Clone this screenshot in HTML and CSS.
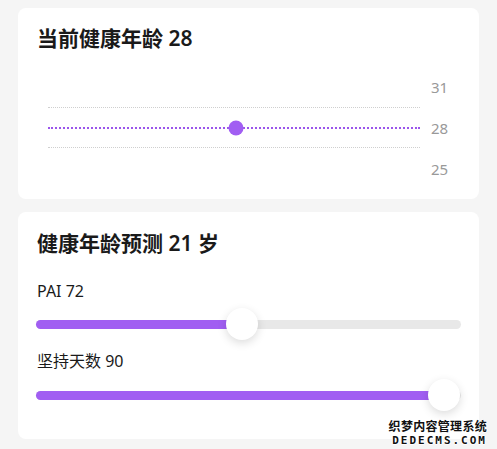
FILE: index.html
```html
<!DOCTYPE html>
<html lang="zh-CN">
<head>
    <meta charset="UTF-8">
    <meta name="viewport" content="width=device-width, initial-scale=1.0">
    <title>健康年龄</title>
    <link rel="stylesheet" href="styles.css">
</head>
<body>
    <div class="pageCls">
        <div class="cardCls currentCardCls">
            <h1 class="cardTitleCls">当前健康年龄 28</h1>
            <div class="chartCls">
                <div class="chartRowCls">
                    <div class="chartLineCls"></div>
                    <span class="chartLabelCls">31</span>
                </div>
                <div class="chartRowCls">
                    <div class="chartLineCls">
                        <div class="ageLineCls"></div>
                        <div class="ageDotCls" style="left: 50.5%"></div>
                    </div>
                    <span class="chartLabelCls">28</span>
                </div>
                <div class="chartRowCls">
                    <div class="chartLineCls"></div>
                    <span class="chartLabelCls">25</span>
                </div>
            </div>
        </div>
        <div class="cardCls predictCardCls">
            <h1 class="cardTitleCls">健康年龄预测 21 岁</h1>
            <div class="fieldCls firstFieldCls">
                <label class="fieldLabelCls">PAI 72</label>
                <div class="sliderCls">
                    <div class="trackCls">
                        <div class="fillCls" style="width: 48.5%"></div>
                        <div class="thumbCls" style="left: 48.5%"></div>
                    </div>
                </div>
            </div>
            <div class="fieldCls">
                <label class="fieldLabelCls">坚持天数 90</label>
                <div class="sliderCls">
                    <div class="trackCls">
                        <div class="fillCls" style="width: 96%"></div>
                        <div class="thumbCls" style="left: 96%"></div>
                    </div>
                </div>
            </div>
        </div>
    </div>
    <div class="watermarkCls">
        <span class="wmTopCls">织梦内容管理系统</span>
        <span class="wmBottomCls">DEDECMS.COM</span>
    </div>
</body>
</html>
```

FILE: styles.css
```css
*{margin:0;padding:0;box-sizing:border-box;}
body{background-color:#f5f5f5;font-family:"Noto Sans","Noto Sans CJK SC",sans-serif;color:#1a1a1a;width:497px;height:449px;overflow:hidden;position:relative;}
.pageCls{display:flex;flex-direction:column;gap:13px;padding:8px 18px 0 18px;}
.cardCls{background-color:#fff;border-radius:8px;padding:18px;}
.currentCardCls{height:191px;padding-bottom:10px;}
.predictCardCls{height:227px;}
.cardTitleCls{font-size:21px;font-weight:600;line-height:24px;padding-left:1px;}
.predictCardCls .cardTitleCls{line-height:26px;}

/* chart */
.chartCls{margin-top:16px;display:flex;flex-direction:column;}
.chartRowCls{height:41px;display:flex;align-items:center;}
.chartRowCls:nth-child(2){border-top:1px dotted #cfcfcf;border-bottom:1px dotted #cfcfcf;margin:0 41px 0 12px;overflow:visible;}
.chartLineCls{position:relative;flex:1;height:2px;margin-left:12px;}
.chartRowCls:nth-child(2) .chartLineCls{margin-left:0;}
.chartLabelCls{width:41px;padding-left:11px;font-size:15px;color:#999;}
.chartRowCls:nth-child(2) .chartLabelCls{margin-right:-41px;}
.ageLineCls{border-top:2px dotted #9b55ec;width:100%;}
.ageDotCls{position:absolute;top:1px;width:15px;height:15px;border-radius:50%;background-color:#a15ef2;transform:translate(-50%,-50%);}

/* sliders */
.fieldCls{display:flex;flex-direction:column;margin-top:10px;}
.firstFieldCls{margin-top:24px;}
.fieldLabelCls{font-size:16px;line-height:22px;padding-left:1px;}
.sliderCls{height:32px;display:flex;align-items:center;margin-top:6px;}
.fieldCls:last-child .sliderCls{margin-top:7px;}
.trackCls{position:relative;width:100%;height:9px;border-radius:5px;background-color:#e8e8e8;}
.fillCls{height:100%;border-radius:5px;background-color:#a15ef2;}
.thumbCls{position:absolute;top:50%;width:32px;height:32px;border-radius:50%;background-color:#fff;box-shadow:0 3px 10px rgba(0,0,0,0.14);transform:translate(-50%,-50%);}

/* watermark */
.watermarkCls{position:absolute;right:10px;bottom:3px;display:flex;flex-direction:column;align-items:flex-end;line-height:1;color:#111;font-family:"Noto Sans CJK SC",monospace;font-weight:700;text-shadow:1px 0 #fff,-1px 0 #fff,0 1px #fff,0 -1px #fff;}
.wmTopCls{font-size:12px;letter-spacing:0.3px;}
.wmBottomCls{font-family:"DejaVu Sans Mono",monospace;font-size:11px;letter-spacing:2px;margin-top:3px;}
```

• • • • •

▶ _TASK REQUIREMENTS_:
Transcribe the material exactly, and leave out whatever pictures it holds.

▶ _SOLVED PROBLEM_:
Clone this screenshot in HTML and CSS.
FILE: index.html
```html
<!DOCTYPE html>
<html lang="zh-CN">
<head>
    <meta charset="UTF-8">
    <meta name="viewport" content="width=device-width, initial-scale=1.0">
    <title>健康年龄</title>
    <link rel="stylesheet" href="styles.css">
</head>
<body>
    <div class="pageCls">
        <div class="cardCls currentCardCls">
            <h1 class="cardTitleCls">当前健康年龄 28</h1>
            <div class="chartCls">
                <div class="chartRowCls">
                    <div class="chartLineCls"></div>
                    <span class="chartLabelCls">31</span>
                </div>
                <div class="chartRowCls">
                    <div class="chartLineCls">
                        <div class="ageLineCls"></div>
                        <div class="ageDotCls" style="left: 50.5%"></div>
                    </div>
                    <span class="chartLabelCls">28</span>
                </div>
                <div class="chartRowCls">
                    <div class="chartLineCls"></div>
                    <span class="chartLabelCls">25</span>
                </div>
            </div>
        </div>
        <div class="cardCls predictCardCls">
            <h1 class="cardTitleCls">健康年龄预测 21 岁</h1>
            <div class="fieldCls firstFieldCls">
                <label class="fieldLabelCls">PAI 72</label>
                <div class="sliderCls">
                    <div class="trackCls">
                        <div class="fillCls" style="width: 48.5%"></div>
                        <div class="thumbCls" style="left: 48.5%"></div>
                    </div>
                </div>
            </div>
            <div class="fieldCls">
                <label class="fieldLabelCls">坚持天数 90</label>
                <div class="sliderCls">
                    <div class="trackCls">
                        <div class="fillCls" style="width: 96%"></div>
                        <div class="thumbCls" style="left: 96%"></div>
                    </div>
                </div>
            </div>
        </div>
    </div>
    <div class="watermarkCls">
        <span class="wmTopCls">织梦内容管理系统</span>
        <span class="wmBottomCls">DEDECMS.COM</span>
    </div>
</body>
</html>
```

FILE: styles.css
```css
*{margin:0;padding:0;box-sizing:border-box;}
body{background-color:#f5f5f5;font-family:"Noto Sans","Noto Sans CJK SC",sans-serif;color:#1a1a1a;width:497px;height:449px;overflow:hidden;position:relative;}
.pageCls{display:flex;flex-direction:column;gap:13px;padding:8px 18px 0 18px;}
.cardCls{background-color:#fff;border-radius:8px;padding:18px;}
.currentCardCls{height:191px;padding-bottom:10px;}
.predictCardCls{height:227px;}
.cardTitleCls{font-size:21px;font-weight:600;line-height:24px;padding-left:1px;}
.predictCardCls .cardTitleCls{line-height:26px;}

/* chart */
.chartCls{margin-top:16px;display:flex;flex-direction:column;}
.chartRowCls{height:41px;display:flex;align-items:center;}
.chartRowCls:nth-child(2){border-top:1px dotted #cfcfcf;border-bottom:1px dotted #cfcfcf;margin:0 41px 0 12px;overflow:visible;}
.chartLineCls{position:relative;flex:1;height:2px;margin-left:12px;}
.chartRowCls:nth-child(2) .chartLineCls{margin-left:0;}
.chartLabelCls{width:41px;padding-left:11px;font-size:15px;color:#999;}
.chartRowCls:nth-child(2) .chartLabelCls{margin-right:-41px;}
.ageLineCls{border-top:2px dotted #9b55ec;width:100%;}
.ageDotCls{position:absolute;top:1px;width:15px;height:15px;border-radius:50%;background-color:#a15ef2;transform:translate(-50%,-50%);}

/* sliders */
.fieldCls{display:flex;flex-direction:column;margin-top:10px;}
.firstFieldCls{margin-top:24px;}
.fieldLabelCls{font-size:16px;line-height:22px;padding-left:1px;}
.sliderCls{height:32px;display:flex;align-items:center;margin-top:6px;}
.fieldCls:last-child .sliderCls{margin-top:7px;}
.trackCls{position:relative;width:100%;height:9px;border-radius:5px;background-color:#e8e8e8;}
.fillCls{height:100%;border-radius:5px;background-color:#a15ef2;}
.thumbCls{position:absolute;top:50%;width:32px;height:32px;border-radius:50%;background-color:#fff;box-shadow:0 3px 10px rgba(0,0,0,0.14);transform:translate(-50%,-50%);}

/* watermark */
.watermarkCls{position:absolute;right:10px;bottom:3px;display:flex;flex-direction:column;align-items:flex-end;line-height:1;color:#111;font-family:"Noto Sans CJK SC",monospace;font-weight:700;text-shadow:1px 0 #fff,-1px 0 #fff,0 1px #fff,0 -1px #fff;}
.wmTopCls{font-size:12px;letter-spacing:0.3px;}
.wmBottomCls{font-family:"DejaVu Sans Mono",monospace;font-size:11px;letter-spacing:2px;margin-top:3px;}
```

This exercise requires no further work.